The frame of Clare: The Killing of a Gentle Activist relies on present-day entry points to help grasp attitudes and relevance of yesteryear’s deliberate actions versus happenstances; in other words, theorise the most plausible reasons and motives for Clare’s murder. 

At the heart of the themes that weave through the story of Clare’s activism in rural KwaZulu-Natal in the 1980s and early 1990s is one I want to condense as follows: a contested place of authority for “good whites who suffered too under apartheid”. The foreword by Rachel Stewart, Clare younger sister, takes three pages to hint at this condensed theme. 

Something must be said about how the author of this brilliantly written and moving account — who keeps coming back to this national memorialisation of “good whites who suffered” theme — weaves together history, poetics and narrative into the chimaera he presents here; how he make us identify with his striving for contesting legitimate political belonging of “good white South Africans who suffered during liberation struggle”. 

That’s a mouthful takeaway. To riff off of literary critic Gayatri Chakravorty Spivak’s understanding of the term “read” (in deconstruction parlance), it does well here to read “not with suspicion” and instead with “critical intimacy— as opposed to critical distance”. Flowing from this critical intimacy, let me attempt to break down the multiple-pronged premise I stand on. In the book Clare, i) we are dealing with a sketchy historiography; ii) we are dealing with a “border-thinking” genre that offers its reflections from the standpoint of a nonfiction narrative where evidence is not self-evident; and iii) we are dealing with a golden thread of “the good white South African’s place in post 1994 South Africa”. 

Clark writes: “Clare’s family were loath to push for the murder of a white woman to be prioritised at a time when so many black South Africans were desperately seeking justice … they hope the new dispensation would demonstrate their professed non-racialism by recognising Clare as a martyr who had served and died for the liberation struggle.”

The author takes on a daunting, cold, 10 November 1993 murder case — a white woman with many struggle credentials. She is a woman with tried magnanimity. She is of a stock of tested stewardship in black communities. She was an Umkhonto weSizwe (MK) operative. A mother to mix-raced children at a time they were born a sin. She was a humble intellectual. She walked barefoot and lived in black-reserved cottages. She possessed a university agrarian qualification which she put to use for the advancement of the downtrodden. She was a rural community activist. She is Clare Stewart. 

Clare died a gruesome death. Her disappearance and retrieval of her remains ring an air of harrowing political assassinations we associate with the more well-known characters such as Nokuthula Simelane, Ahmed Timol and hundreds of others still buried in mass and shallow graves. 

Author Christopher Clark. (Samantha Reinders/New Frame)

This nonfiction account is Clark’s first long project. It comes after an illustrious investigative journalism career under his belt. The book, simply titled Clare, is discursively shaped — it is engaged at the level of ideas rather than mere truth/false forensic evidence. This allows the project to situate itself in a border-thinking area that pushes autobiographical boundaries toward narrative-biography, and figuration of archives towards archival reconfiguration. 

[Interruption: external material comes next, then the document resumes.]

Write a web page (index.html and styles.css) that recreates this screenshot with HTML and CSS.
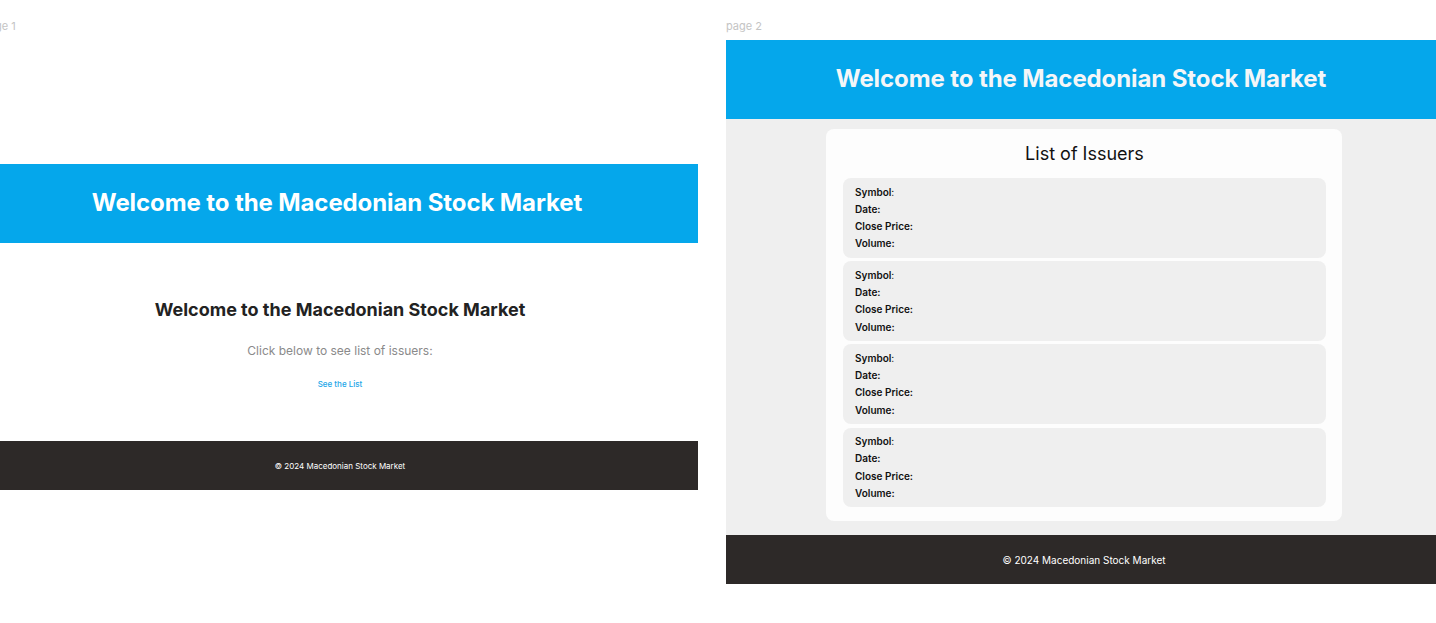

“I found myself being drawn to Clare … her story was one of seeking purpose and being true to oneself even in uncertainty … an apt hero for our times; at least mine,” writes Clark, breaking the biographical structure of a book on Clare to insert his own mirrored perspectives and parallel drives to Clare’s. 

The project succeeds in the frontier-pushing endeavour, where there’s a play between Clare’s and the author’s life. But it fails in the latter, where the archive is revisited to help produce a “martyr who served and died for the liberation struggle”. It fails because the relatively unknown story of Clare lacks the necessary national-level crisis to inspire or evoke a revisiting and retroping (of an old, but generally known, iteration). 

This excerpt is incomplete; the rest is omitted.